Wednesday 21 September 2022, 18:00 CEST
Whether we feel we are included or have a sense of belonging, or a shared identity often results from how we relate to our surroundings, both as individuals and as groups. Heritage plays a crucial role in this; it can be used to revive nationalistic narratives and sustain barriers or revive inclusive narratives by focusing on participation in contemporary meaning-making processes.
The way groups build inclusive narratives is at the core of the People Places Stories (PPS) project, an Erasmus + Strategic Partnership, which focuses on the capacity of heritage communities to build a socio-cultural space for creativity, learning, participation and inclusion.
In this webinar, we will look at the outcomes of the PPS and related projects and focus on storytelling and its potential role in heritage community building, civic participation, meaning-making, inclusion, value development etc
Guy Tilkin, MA Geography and PG Anthropology at KUL Leuven were, for some years, European project manager and director of the Landcommanderij Alden Biesen, Belgium, an international culture and conference centre based in a historic castle.

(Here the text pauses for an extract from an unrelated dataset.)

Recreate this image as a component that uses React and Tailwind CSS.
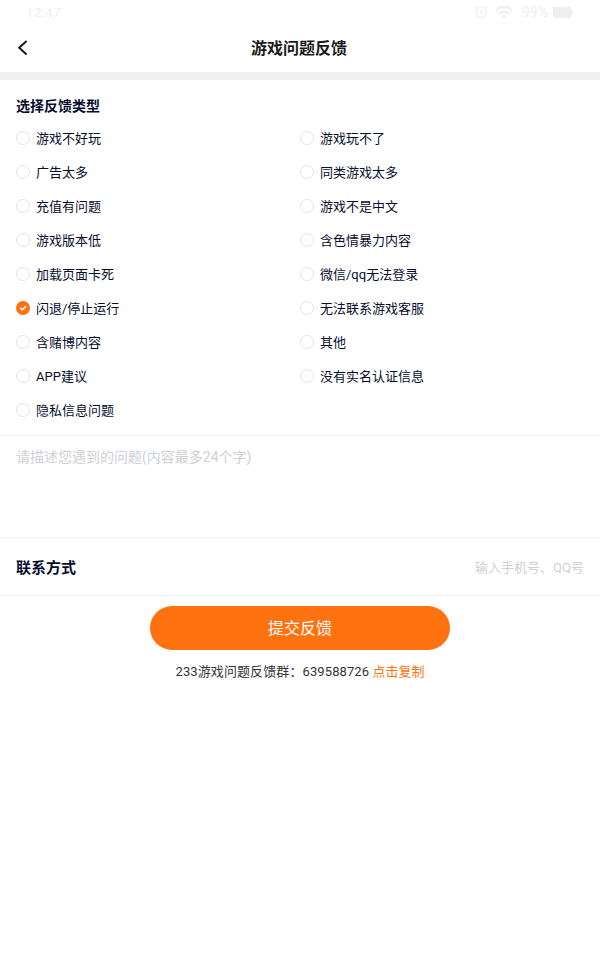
const options = [
  '游戏不好玩', '游戏玩不了',
  '广告太多', '同类游戏太多',
  '充值有问题', '游戏不是中文',
  '游戏版本低', '含色情暴力内容',
  '加载页面卡死', '微信/qq无法登录',
  '闪退/停止运行', '无法联系游戏客服',
  '含赌博内容', '其他',
  'APP建议', '没有实名认证信息',
  '隐私信息问题',
];
const selected = '闪退/停止运行';

function StatusBar() {
  return (
    <div className="flex h-6 items-center justify-between pl-[26px] pr-[27px] text-[#efefef]">
      <span className="text-[13.5px] leading-6 tracking-[0.3px]">12:47</span>
      <div className="flex items-center">
        <svg className="mr-[7px] h-[14px] w-[14px]" viewBox="0 0 14 14" fill="none" stroke="currentColor" strokeWidth="1.3">
          <circle cx="7" cy="7.5" r="5.2" />
          <path d="M7 4.5v3.3l2.2 1.4M.8 3.2 3.5.9M13.2 3.2 10.5.9" />
        </svg>
        <svg className="mr-[9px] h-[14px] w-[18px]" viewBox="0 0 18 14" fill="none" stroke="currentColor" strokeWidth="2.6">
          <path d="M.8 5.2a11.8 11.8 0 0 1 16.4 0M4 8.8a7.2 7.2 0 0 1 10 0" />
          <path d="M9 13 6.4 10.8a3.8 3.8 0 0 1 5.2 0z" fill="currentColor" stroke="none" />
        </svg>
        <span className="mr-[5px] text-[14px] leading-6">99%</span>
        <svg className="h-[11px] w-[20px]" viewBox="0 0 20 11" fill="currentColor">
          <rect width="18" height="11" rx="1" />
          <rect x="18" y="3" width="2" height="5" />
        </svg>
      </div>
    </div>
  );
}

function Radio({ checked }) {
  if (!checked) return <span className="h-[14px] w-[14px] shrink-0 rounded-full border border-[#e4e4e4]" />;
  return (
    <svg className="h-[14px] w-[14px] shrink-0" viewBox="0 0 14 14" fill="none">
      <circle cx="7" cy="7" r="7" fill="#ff7210" />
      <path d="M4.2 6.8 6.2 8.7l3.7-3.5" stroke="#fff" strokeWidth="1.5" />
    </svg>
  );
}

export default function App() {
  return (
    <div className="h-[960px] w-[600px] overflow-hidden bg-white font-[Roboto,'Noto_Sans_CJK_SC',sans-serif] text-[#080d2d]">
      <StatusBar />
      <header className="grid h-12 grid-cols-[60px_1fr_60px] items-center text-[#1a1a1a]">
        <svg className="ml-[17px] h-4 w-3" viewBox="0 0 12 16" fill="none" stroke="currentColor" strokeWidth="2">
          <path d="M9.6 1 2.2 7.7l7.4 6.8" />
        </svg>
        <h1 className="pr-[2px] pt-[2px] text-center text-base font-bold leading-6">游戏问题反馈</h1>
      </header>
      <div className="h-2 bg-[#f0f0f0]" />
      <section className="h-[356px] border-b border-[#efefef] px-4 pt-4">
        <h2 className="h-[25px] text-sm font-bold leading-[20px]">选择反馈类型</h2>
        <div className="grid grid-cols-2">
          {options.map((label) => (
            <label key={label} className="flex h-[34px] items-center gap-1.5 text-[13px]">
              <Radio checked={label === selected} />
              <span className="pt-px">{label}</span>
            </label>
          ))}
        </div>
      </section>
      <div className="h-[102px] border-b border-[#efefef] px-4 pt-[11px] text-sm leading-5 text-[#cfd0d6]">
        请描述您遇到的问题(内容最多24个字)
      </div>
      <div className="flex h-[58px] items-center justify-between border-b border-[#efefef] px-4">
        <h2 className="pt-[3px] text-[15px] font-bold">联系方式</h2>
        <span className="pt-[2px] text-[13px] text-[#cfd0d6]">输入手机号、QQ号</span>
      </div>
      <div className="flex flex-col items-center pt-[10px]">
        <button className="h-11 w-[300px] rounded-full bg-[#ff7210] pt-[2px] text-base text-white">提交反馈</button>
        <p className="mt-[12px] text-[13px] leading-5 text-[#333]">
          <span className="tracking-[0.1px]">233游戏问题反馈群：639588726 </span>
          <span className="text-[#ff7210]">点击复制</span>
        </p>
      </div>
    </div>
  );
}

In 1996, Guy Tilkin started an international storytelling festival that grew to become the biggest festival in Europe, unique in the world in its multilingual approach. He has also been the coordinator of a series of European projects under the Lifelong Learning, Creative Europe and Erasmus+ programmes and gained special know-how on, for example, applied storytelling, heritage interpretation, heritage competence development and validation of non-formal learning.
Guy Tilkin is chair of the board of FEST, the Federation for European Storytelling.